Exercise = Count every line where "styles" occurs. Give the total alone.
== Information supplied ==
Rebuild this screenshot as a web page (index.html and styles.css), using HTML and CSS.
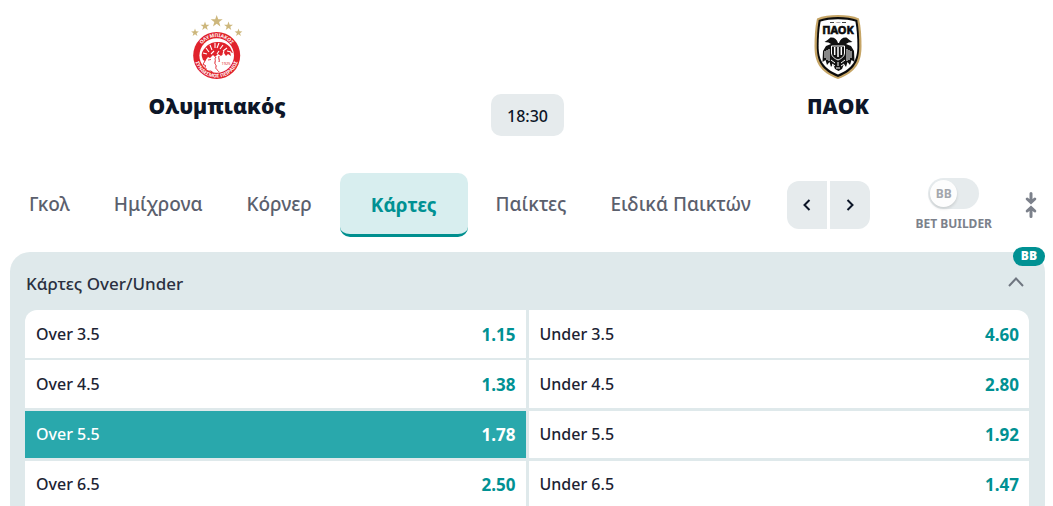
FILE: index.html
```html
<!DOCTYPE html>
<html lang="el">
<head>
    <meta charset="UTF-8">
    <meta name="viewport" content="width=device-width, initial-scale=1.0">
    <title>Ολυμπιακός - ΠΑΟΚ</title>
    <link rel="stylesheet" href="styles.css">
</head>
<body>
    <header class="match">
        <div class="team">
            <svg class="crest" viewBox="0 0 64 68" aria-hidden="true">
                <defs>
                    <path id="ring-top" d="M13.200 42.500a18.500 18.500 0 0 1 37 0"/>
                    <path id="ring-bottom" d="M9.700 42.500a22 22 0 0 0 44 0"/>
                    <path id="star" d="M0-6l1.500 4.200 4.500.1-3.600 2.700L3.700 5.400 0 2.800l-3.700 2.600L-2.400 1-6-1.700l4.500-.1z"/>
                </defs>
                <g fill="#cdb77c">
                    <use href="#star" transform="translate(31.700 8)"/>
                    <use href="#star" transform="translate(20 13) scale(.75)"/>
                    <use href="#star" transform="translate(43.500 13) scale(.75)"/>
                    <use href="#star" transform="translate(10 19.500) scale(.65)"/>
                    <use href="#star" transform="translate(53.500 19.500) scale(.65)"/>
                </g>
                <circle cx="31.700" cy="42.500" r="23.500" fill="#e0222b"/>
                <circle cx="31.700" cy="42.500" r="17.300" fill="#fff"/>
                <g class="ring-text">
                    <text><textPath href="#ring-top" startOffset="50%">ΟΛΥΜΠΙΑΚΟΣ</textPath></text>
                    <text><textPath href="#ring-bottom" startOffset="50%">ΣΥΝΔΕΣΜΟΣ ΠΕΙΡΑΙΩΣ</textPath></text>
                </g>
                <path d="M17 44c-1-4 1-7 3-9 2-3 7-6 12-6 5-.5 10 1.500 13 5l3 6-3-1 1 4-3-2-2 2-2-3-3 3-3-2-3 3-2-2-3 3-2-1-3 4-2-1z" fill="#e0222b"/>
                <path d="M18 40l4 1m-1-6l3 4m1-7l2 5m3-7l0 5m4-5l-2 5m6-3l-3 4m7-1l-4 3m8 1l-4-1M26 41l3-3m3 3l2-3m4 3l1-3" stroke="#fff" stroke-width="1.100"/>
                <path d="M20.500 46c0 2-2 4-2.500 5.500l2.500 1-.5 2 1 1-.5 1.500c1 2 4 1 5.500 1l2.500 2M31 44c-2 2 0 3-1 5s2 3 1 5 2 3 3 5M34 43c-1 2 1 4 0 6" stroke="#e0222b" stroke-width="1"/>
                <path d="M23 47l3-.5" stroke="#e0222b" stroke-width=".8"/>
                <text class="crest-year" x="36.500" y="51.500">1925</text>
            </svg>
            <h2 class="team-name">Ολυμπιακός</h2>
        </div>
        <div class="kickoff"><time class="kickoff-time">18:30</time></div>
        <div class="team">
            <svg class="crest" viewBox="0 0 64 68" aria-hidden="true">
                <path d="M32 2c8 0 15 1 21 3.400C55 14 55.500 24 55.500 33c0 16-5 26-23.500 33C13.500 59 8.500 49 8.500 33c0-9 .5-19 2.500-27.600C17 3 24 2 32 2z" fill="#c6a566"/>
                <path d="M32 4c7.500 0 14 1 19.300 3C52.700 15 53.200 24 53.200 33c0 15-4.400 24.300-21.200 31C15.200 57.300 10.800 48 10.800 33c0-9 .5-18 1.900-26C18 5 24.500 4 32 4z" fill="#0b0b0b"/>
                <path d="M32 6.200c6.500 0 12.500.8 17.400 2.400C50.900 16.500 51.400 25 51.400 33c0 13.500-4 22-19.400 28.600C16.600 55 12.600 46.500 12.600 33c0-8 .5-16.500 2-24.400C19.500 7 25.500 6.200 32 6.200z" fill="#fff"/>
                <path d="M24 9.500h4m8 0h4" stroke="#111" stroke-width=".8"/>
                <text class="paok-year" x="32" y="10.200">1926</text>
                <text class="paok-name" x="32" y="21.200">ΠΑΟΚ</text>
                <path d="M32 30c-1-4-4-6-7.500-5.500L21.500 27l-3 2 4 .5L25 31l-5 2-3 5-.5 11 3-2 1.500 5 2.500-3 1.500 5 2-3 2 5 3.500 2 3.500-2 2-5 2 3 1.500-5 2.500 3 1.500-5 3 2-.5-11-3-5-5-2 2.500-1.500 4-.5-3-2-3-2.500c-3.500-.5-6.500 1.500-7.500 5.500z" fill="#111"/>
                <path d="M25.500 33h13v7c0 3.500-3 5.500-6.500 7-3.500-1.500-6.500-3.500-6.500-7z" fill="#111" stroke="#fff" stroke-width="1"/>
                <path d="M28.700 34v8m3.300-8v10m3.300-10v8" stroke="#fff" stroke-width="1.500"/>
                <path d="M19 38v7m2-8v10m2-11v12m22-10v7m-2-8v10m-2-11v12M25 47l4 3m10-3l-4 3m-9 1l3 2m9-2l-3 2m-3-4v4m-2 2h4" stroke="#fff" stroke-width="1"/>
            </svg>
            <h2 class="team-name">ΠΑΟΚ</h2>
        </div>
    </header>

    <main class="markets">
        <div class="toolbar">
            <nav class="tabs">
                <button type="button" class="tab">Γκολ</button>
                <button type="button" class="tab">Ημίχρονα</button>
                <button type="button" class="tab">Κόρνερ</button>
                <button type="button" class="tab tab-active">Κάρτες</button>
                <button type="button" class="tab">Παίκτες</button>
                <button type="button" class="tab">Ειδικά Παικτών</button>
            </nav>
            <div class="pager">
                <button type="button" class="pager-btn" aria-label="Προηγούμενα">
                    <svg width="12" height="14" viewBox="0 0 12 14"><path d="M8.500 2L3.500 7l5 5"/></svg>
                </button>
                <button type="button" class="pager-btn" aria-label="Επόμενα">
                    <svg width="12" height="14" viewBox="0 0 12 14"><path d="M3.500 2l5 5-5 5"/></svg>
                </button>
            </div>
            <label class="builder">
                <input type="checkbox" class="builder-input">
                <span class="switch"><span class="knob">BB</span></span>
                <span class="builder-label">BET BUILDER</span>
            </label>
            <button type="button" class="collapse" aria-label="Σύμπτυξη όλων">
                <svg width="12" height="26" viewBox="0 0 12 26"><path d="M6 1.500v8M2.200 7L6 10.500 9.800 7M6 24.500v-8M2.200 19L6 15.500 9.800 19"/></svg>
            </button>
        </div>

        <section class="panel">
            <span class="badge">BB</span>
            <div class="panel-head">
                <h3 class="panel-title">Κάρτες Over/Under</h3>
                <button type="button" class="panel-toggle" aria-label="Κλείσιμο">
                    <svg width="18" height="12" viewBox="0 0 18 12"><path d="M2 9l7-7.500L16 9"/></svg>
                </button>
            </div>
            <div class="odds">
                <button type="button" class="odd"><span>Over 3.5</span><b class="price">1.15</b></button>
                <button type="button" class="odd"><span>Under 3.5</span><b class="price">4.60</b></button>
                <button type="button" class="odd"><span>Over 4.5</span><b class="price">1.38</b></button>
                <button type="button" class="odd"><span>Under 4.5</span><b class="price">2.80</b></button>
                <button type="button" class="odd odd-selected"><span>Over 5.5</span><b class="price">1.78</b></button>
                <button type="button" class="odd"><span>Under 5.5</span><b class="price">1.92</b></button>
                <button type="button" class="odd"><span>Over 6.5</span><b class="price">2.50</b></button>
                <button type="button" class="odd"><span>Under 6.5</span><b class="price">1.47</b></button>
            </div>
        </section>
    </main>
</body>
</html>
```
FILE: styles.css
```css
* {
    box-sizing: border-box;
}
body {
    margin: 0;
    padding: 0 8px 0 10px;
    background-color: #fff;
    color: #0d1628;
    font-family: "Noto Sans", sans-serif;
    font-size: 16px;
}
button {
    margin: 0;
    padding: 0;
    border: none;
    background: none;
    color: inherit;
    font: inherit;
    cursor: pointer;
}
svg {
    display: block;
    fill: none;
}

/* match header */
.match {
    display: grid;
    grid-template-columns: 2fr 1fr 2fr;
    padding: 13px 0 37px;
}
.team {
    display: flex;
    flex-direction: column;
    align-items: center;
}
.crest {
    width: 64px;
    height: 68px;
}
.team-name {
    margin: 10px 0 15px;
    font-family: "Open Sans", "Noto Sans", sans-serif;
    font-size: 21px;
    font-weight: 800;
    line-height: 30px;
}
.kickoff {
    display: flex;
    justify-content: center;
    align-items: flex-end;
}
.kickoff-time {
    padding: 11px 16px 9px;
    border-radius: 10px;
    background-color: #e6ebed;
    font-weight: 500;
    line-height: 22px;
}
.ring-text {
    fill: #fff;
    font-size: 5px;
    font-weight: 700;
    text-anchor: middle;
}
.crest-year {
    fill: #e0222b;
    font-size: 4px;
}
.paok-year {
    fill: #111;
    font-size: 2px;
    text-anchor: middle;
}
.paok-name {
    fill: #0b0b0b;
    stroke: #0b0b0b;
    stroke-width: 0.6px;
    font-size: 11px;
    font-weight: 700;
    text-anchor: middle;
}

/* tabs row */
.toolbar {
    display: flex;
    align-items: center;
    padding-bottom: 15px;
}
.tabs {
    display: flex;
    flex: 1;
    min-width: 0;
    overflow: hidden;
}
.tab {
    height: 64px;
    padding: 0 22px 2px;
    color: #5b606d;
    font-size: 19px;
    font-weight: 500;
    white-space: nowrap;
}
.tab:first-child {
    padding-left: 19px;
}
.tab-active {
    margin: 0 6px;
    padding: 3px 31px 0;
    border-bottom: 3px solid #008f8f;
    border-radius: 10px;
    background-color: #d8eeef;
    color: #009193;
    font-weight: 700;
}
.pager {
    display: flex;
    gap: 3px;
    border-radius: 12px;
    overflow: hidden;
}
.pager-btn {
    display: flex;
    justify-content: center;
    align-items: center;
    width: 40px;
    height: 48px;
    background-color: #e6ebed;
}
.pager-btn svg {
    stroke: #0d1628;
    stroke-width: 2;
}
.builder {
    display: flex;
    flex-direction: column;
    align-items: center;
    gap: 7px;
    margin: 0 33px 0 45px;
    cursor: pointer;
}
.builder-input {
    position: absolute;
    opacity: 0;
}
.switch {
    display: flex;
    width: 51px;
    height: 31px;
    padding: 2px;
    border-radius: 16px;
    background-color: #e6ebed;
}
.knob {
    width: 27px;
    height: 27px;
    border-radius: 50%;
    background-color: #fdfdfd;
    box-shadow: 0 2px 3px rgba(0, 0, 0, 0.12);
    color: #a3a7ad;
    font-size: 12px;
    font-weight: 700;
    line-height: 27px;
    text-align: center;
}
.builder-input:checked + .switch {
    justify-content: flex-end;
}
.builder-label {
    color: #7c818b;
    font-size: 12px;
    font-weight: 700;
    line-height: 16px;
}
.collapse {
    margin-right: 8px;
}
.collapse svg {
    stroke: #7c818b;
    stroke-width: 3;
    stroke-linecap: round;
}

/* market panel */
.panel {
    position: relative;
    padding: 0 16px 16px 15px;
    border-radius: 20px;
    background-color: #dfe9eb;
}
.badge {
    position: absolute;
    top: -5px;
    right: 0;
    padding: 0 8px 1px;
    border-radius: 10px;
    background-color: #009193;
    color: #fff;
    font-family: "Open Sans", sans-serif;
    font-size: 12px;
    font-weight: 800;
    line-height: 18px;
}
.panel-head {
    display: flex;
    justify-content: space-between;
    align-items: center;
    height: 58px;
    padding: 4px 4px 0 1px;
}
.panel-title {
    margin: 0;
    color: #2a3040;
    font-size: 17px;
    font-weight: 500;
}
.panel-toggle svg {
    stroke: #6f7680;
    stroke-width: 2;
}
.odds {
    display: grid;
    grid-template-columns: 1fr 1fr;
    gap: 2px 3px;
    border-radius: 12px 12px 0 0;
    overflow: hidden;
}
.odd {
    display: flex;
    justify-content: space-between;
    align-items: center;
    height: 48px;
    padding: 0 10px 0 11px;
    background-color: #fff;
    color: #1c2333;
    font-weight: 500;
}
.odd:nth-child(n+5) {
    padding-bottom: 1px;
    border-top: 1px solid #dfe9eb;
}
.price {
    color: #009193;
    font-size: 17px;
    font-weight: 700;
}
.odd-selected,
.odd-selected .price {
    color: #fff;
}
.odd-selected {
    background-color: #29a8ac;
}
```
===
Solution for this exercise = 3